É lícito, como visto, o emprego de analogia no direito tributário, sendo o primeiro dos métodos integrativos  preconizados pelo art. 108. Mas sujeita-se a algumas restrições. Primeiro, deve preencher os requisitos próprios do instituto, o que não se verifica no caso presente, como demonstrado. Segundo, não é aplicável em face do princípio de legalidade, não podendo ampliar o campo de incidência do imposto, além do previsto em lei, nem criar novas hipóteses de exoneração tributária.

A teor do disposto no art. 111 do CTN, as normas que tratam de isenção tributária devem ser interpretadas literalmente, ou seja, nos estritos termos da lei. Isto significa que não cabe nem a interpretação extensiva (a lei quis mais do que disse) tampouco a interpretação restritiva (a lei quis menos do que disse).

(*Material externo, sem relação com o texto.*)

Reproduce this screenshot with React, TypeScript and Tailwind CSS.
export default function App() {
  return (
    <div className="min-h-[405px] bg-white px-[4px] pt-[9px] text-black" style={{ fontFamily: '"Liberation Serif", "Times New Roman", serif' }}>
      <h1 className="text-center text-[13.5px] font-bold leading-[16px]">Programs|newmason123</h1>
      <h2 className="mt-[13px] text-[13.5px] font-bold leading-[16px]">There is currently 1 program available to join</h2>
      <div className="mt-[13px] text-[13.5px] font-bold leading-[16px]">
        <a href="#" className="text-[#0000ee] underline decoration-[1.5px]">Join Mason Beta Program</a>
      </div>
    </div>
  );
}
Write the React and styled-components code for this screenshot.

Lobo Torres (op.cit.p.102) observa que a interpretação literal pode ser entendida como um limitador da liberdade de atuação do intérprete. “Tendo por início o texto da norma, encontra o seu limite no sentido possível daquela expressão lingüística”. Prossegue o mesmo autor:

Quando o art. 111 do CTN prescreve a interpretação literal das isenções está apenas impedindo, em homenagem ao princípio da legalidade, o recurso à analogia e à equidade, como formas de integração, mas não está impondo qualquer método específico de interpretação.

Finalmente é descabido o argumento teleológico de que se estaria “onerando, de forma indireta, a ME/EPP o que iria por certo totalmente de encontro aos objetivos da lei”. A uma, porque a exoneração tributária deve ser expressa, não podendo ser criada pelo interprete, a pretexto de completar os objetivos da lei. A duas, porque não há prejuízo para a microempresa que tem a faculdade de recuperar o gravame, na forma prevista no § 1° do art.13 da Lei n° 9.830/95.

Diante do exposto, responda-se ao consulente:

a) o tratamento tributário previsto para as operações realizadas por Microempresas e Empresas de Pequeno Porte não podem ser aplicadas a outros contribuintes, mesmo em se tratando de devolução de mercadorias delas recebidas;

b) o emprego da analogia não pode implicar na criação de isenção ou redução da base de cálculo não previstas em lei;

c) a legislação da microempresa prevê mecanismos de recuperação do imposto, preservando assim o princípio da não-cumulatividade.

À superior consideração da Comissão.

GETRI, em Florianópolis, aos 21 de janeiro de 1997.

Velocino Pacheco Filho

FTE - mat. 184.244-7

De acordo. Responda-se a consulta nos termos do parecer acima, aprovado pela COPAT na sessão do dia 07/02/1997.